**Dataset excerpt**
%%

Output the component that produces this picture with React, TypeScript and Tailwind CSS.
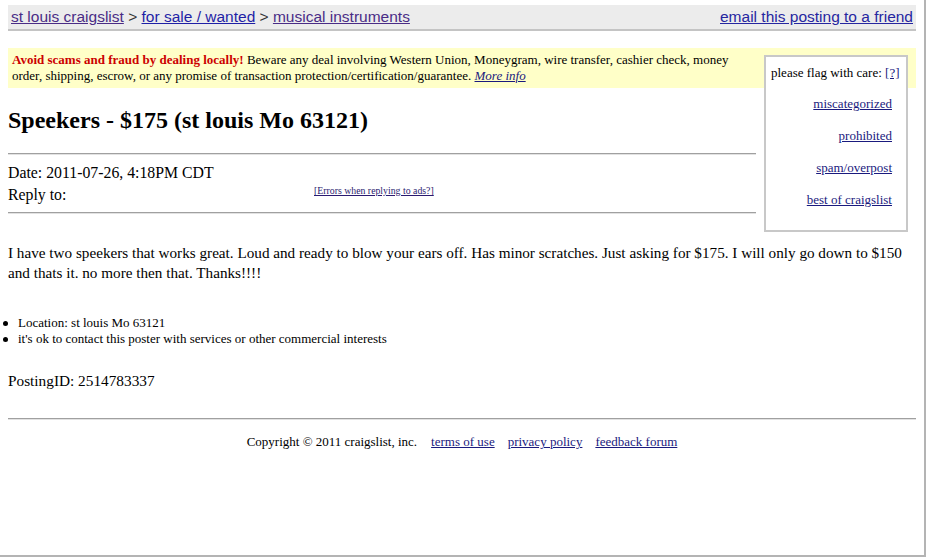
export default function App() {
  return (
    <div className="h-[558px] w-[927px] bg-white">
      <div className="h-[557px] w-[926px] border-r-2 border-b-2 border-r-[#b4b4b4] border-b-[#b4b4b4] px-[8px] pt-[5px] font-['Liberation_Serif',serif] text-black">
        {/* Breadcrumb bar */}
        <div className="flex h-[26px] items-center justify-between border-b-2 border-[#c4c4c4] bg-[#ececec] pl-[3px] pr-[3px] font-['Liberation_Sans',Arial,sans-serif] text-[15.5px] leading-[20px]">
          <div>
            <a className="text-[#4a2c86] underline">st louis craigslist</a>
            <span className="text-[#333]"> &gt; </span>
            <a className="text-[#1f1fa6] underline">for sale / wanted</a>
            <span className="text-[#333]"> &gt; </span>
            <a className="text-[#4a2c86] underline">musical instruments</a>
          </div>
          <a className="text-[#2626a0] underline">email this posting to a friend</a>
        </div>

        {/* Flag box */}
        <div className="float-right mt-[24px] mr-[8px] ml-[8px] h-[177px] w-[144px] border-2 border-[#c8c8c8] bg-white pt-[8px] text-[13px]">
          <div className="pl-[5px] leading-[16px]">
            please flag with care: <a className="text-[#1a1a7e] underline">[?]</a>
          </div>
          <div className="mt-[7px] pr-[14px] text-right">
            <div className="leading-[32px]"><a className="text-[#1a1a7e] underline">miscategorized</a></div>
            <div className="leading-[32px]"><a className="text-[#1a1a7e] underline">prohibited</a></div>
            <div className="leading-[32px]"><a className="text-[#1a1a7e] underline">spam/overpost</a></div>
            <div className="leading-[32px]"><a className="text-[#1a1a7e] underline">best of craigslist</a></div>
          </div>
        </div>

        {/* Scam warning */}
        <div className="mt-[17px] bg-[#ffffc8] px-[4px] py-[4px] text-[13px] leading-[16px]">
          <b className="text-[#cc0000]">Avoid scams and fraud by dealing locally!</b> Beware any deal involving
          Western Union, Moneygram, wire transfer, cashier check, money order, shipping, escrow, or any promise of
          transaction protection/certification/guarantee. <a className="italic text-[#1a1a7e] underline">More info</a>
        </div>

        {/* Title */}
        <h2 className="mt-[18px] text-[24px] font-bold leading-[28px]">Speekers - $175 (st louis Mo 63121)</h2>

        <div className="mt-[19px] overflow-hidden border-t border-b border-t-[#a0a0a0] border-b-[#e2e2e2]" />

        <div className="mt-[7px] text-[15.8px] leading-[22px]">
          <div>Date: 2011-07-26, 4:18PM CDT</div>
          <div className="flex">
            <span className="w-[306px]">Reply to:</span>
            <a className="mt-[1px] text-[9.8px] leading-[12px] text-[#2a1a70] underline">[Errors when replying to ads?]</a>
          </div>
        </div>

        <div className="mt-[6px] overflow-hidden border-t border-b border-t-[#a0a0a0] border-b-[#e2e2e2]" />

        {/* Body */}
        <div className="mt-[29px] text-[15.2px] leading-[20px]">
          I have two speekers that works great. Loud and ready to blow your ears off. Has minor scratches. Just asking for
          $175. I will only go down to $150 and thats it. no more then that. Thanks!!!!
        </div>

        <ul className="mt-[32px] -ml-[6px] text-[13px] leading-[16px]">
          <li className="flex items-center">
            <span className="ml-[1px] mr-[10px] h-[5px] w-[5px] rounded-full bg-black" />
            <span>Location: st louis Mo 63121</span>
          </li>
          <li className="flex items-center">
            <span className="ml-[1px] mr-[10px] h-[5px] w-[5px] rounded-full bg-black" />
            <span>it's ok to contact this poster with services or other commercial interests</span>
          </li>
        </ul>

        <div className="mt-[24px] text-[15.3px] leading-[20px]">PostingID: 2514783337</div>

        <div className="mt-[27px] border-t border-b border-t-[#a0a0a0] border-b-[#e2e2e2]" />

        {/* Footer */}
        <div className="mt-[14px] flex justify-center gap-[13px] text-[13px] leading-[16px]">
          <span className="mr-[1px]">Copyright © 2011 craigslist, inc.</span>
          <a className="text-[#1a1a7e] underline">terms of use</a>
          <a className="text-[#1a1a7e] underline">privacy policy</a>
          <a className="text-[#1a1a7e] underline">feedback forum</a>
        </div>
      </div>
    </div>
  );
}
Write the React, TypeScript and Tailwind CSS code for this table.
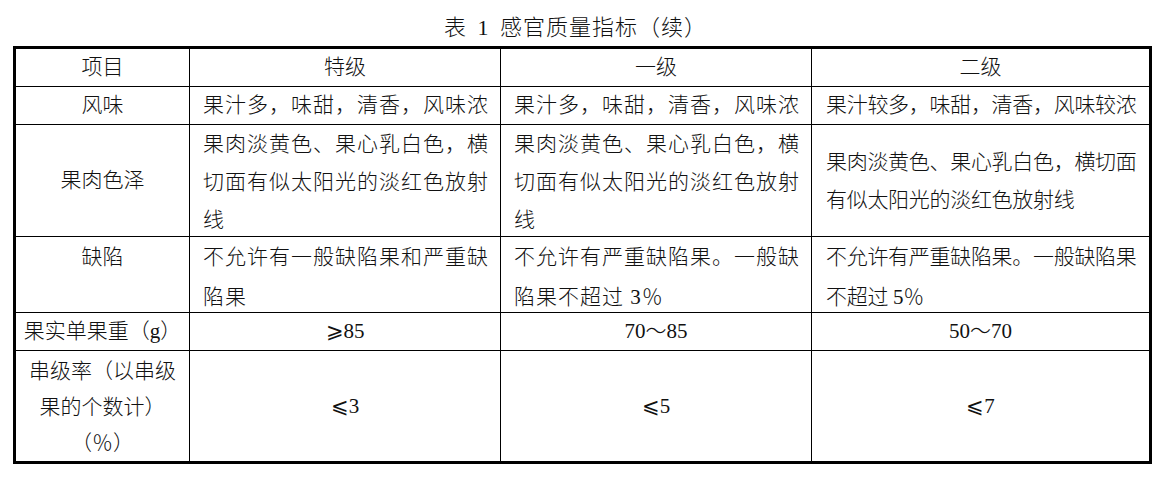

%%

**Work to complete**
Write out each line again precisely as it appears, skipping every picture.

**Result of the exercise**
Output the component that produces this picture with React, TypeScript and Tailwind CSS.
export default function App() {
  return (
    <div className="h-[558px] w-[927px] bg-white">
      <div className="h-[557px] w-[926px] border-r-2 border-b-2 border-r-[#b4b4b4] border-b-[#b4b4b4] px-[8px] pt-[5px] font-['Liberation_Serif',serif] text-black">
        {/* Breadcrumb bar */}
        <div className="flex h-[26px] items-center justify-between border-b-2 border-[#c4c4c4] bg-[#ececec] pl-[3px] pr-[3px] font-['Liberation_Sans',Arial,sans-serif] text-[15.5px] leading-[20px]">
          <div>
            <a className="text-[#4a2c86] underline">st louis craigslist</a>
            <span className="text-[#333]"> &gt; </span>
            <a className="text-[#1f1fa6] underline">for sale / wanted</a>
            <span className="text-[#333]"> &gt; </span>
            <a className="text-[#4a2c86] underline">musical instruments</a>
          </div>
          <a className="text-[#2626a0] underline">email this posting to a friend</a>
        </div>

        {/* Flag box */}
        <div className="float-right mt-[24px] mr-[8px] ml-[8px] h-[177px] w-[144px] border-2 border-[#c8c8c8] bg-white pt-[8px] text-[13px]">
          <div className="pl-[5px] leading-[16px]">
            please flag with care: <a className="text-[#1a1a7e] underline">[?]</a>
          </div>
          <div className="mt-[7px] pr-[14px] text-right">
            <div className="leading-[32px]"><a className="text-[#1a1a7e] underline">miscategorized</a></div>
            <div className="leading-[32px]"><a className="text-[#1a1a7e] underline">prohibited</a></div>
            <div className="leading-[32px]"><a className="text-[#1a1a7e] underline">spam/overpost</a></div>
            <div className="leading-[32px]"><a className="text-[#1a1a7e] underline">best of craigslist</a></div>
          </div>
        </div>

        {/* Scam warning */}
        <div className="mt-[17px] bg-[#ffffc8] px-[4px] py-[4px] text-[13px] leading-[16px]">
          <b className="text-[#cc0000]">Avoid scams and fraud by dealing locally!</b> Beware any deal involving
          Western Union, Moneygram, wire transfer, cashier check, money order, shipping, escrow, or any promise of
          transaction protection/certification/guarantee. <a className="italic text-[#1a1a7e] underline">More info</a>
        </div>

        {/* Title */}
        <h2 className="mt-[18px] text-[24px] font-bold leading-[28px]">Speekers - $175 (st louis Mo 63121)</h2>

        <div className="mt-[19px] overflow-hidden border-t border-b border-t-[#a0a0a0] border-b-[#e2e2e2]" />

        <div className="mt-[7px] text-[15.8px] leading-[22px]">
          <div>Date: 2011-07-26, 4:18PM CDT</div>
          <div className="flex">
            <span className="w-[306px]">Reply to:</span>
            <a className="mt-[1px] text-[9.8px] leading-[12px] text-[#2a1a70] underline">[Errors when replying to ads?]</a>
          </div>
        </div>

        <div className="mt-[6px] overflow-hidden border-t border-b border-t-[#a0a0a0] border-b-[#e2e2e2]" />

        {/* Body */}
        <div className="mt-[29px] text-[15.2px] leading-[20px]">
          I have two speekers that works great. Loud and ready to blow your ears off. Has minor scratches. Just asking for
          $175. I will only go down to $150 and thats it. no more then that. Thanks!!!!
        </div>

        <ul className="mt-[32px] -ml-[6px] text-[13px] leading-[16px]">
          <li className="flex items-center">
            <span className="ml-[1px] mr-[10px] h-[5px] w-[5px] rounded-full bg-black" />
            <span>Location: st louis Mo 63121</span>
          </li>
          <li className="flex items-center">
            <span className="ml-[1px] mr-[10px] h-[5px] w-[5px] rounded-full bg-black" />
            <span>it's ok to contact this poster with services or other commercial interests</span>
          </li>
        </ul>

        <div className="mt-[24px] text-[15.3px] leading-[20px]">PostingID: 2514783337</div>

        <div className="mt-[27px] border-t border-b border-t-[#a0a0a0] border-b-[#e2e2e2]" />

        {/* Footer */}
        <div className="mt-[14px] flex justify-center gap-[13px] text-[13px] leading-[16px]">
          <span className="mr-[1px]">Copyright © 2011 craigslist, inc.</span>
          <a className="text-[#1a1a7e] underline">terms of use</a>
          <a className="text-[#1a1a7e] underline">privacy policy</a>
          <a className="text-[#1a1a7e] underline">feedback forum</a>
        </div>
      </div>
    </div>
  );
}
Write the React, TypeScript and Tailwind CSS code for this table.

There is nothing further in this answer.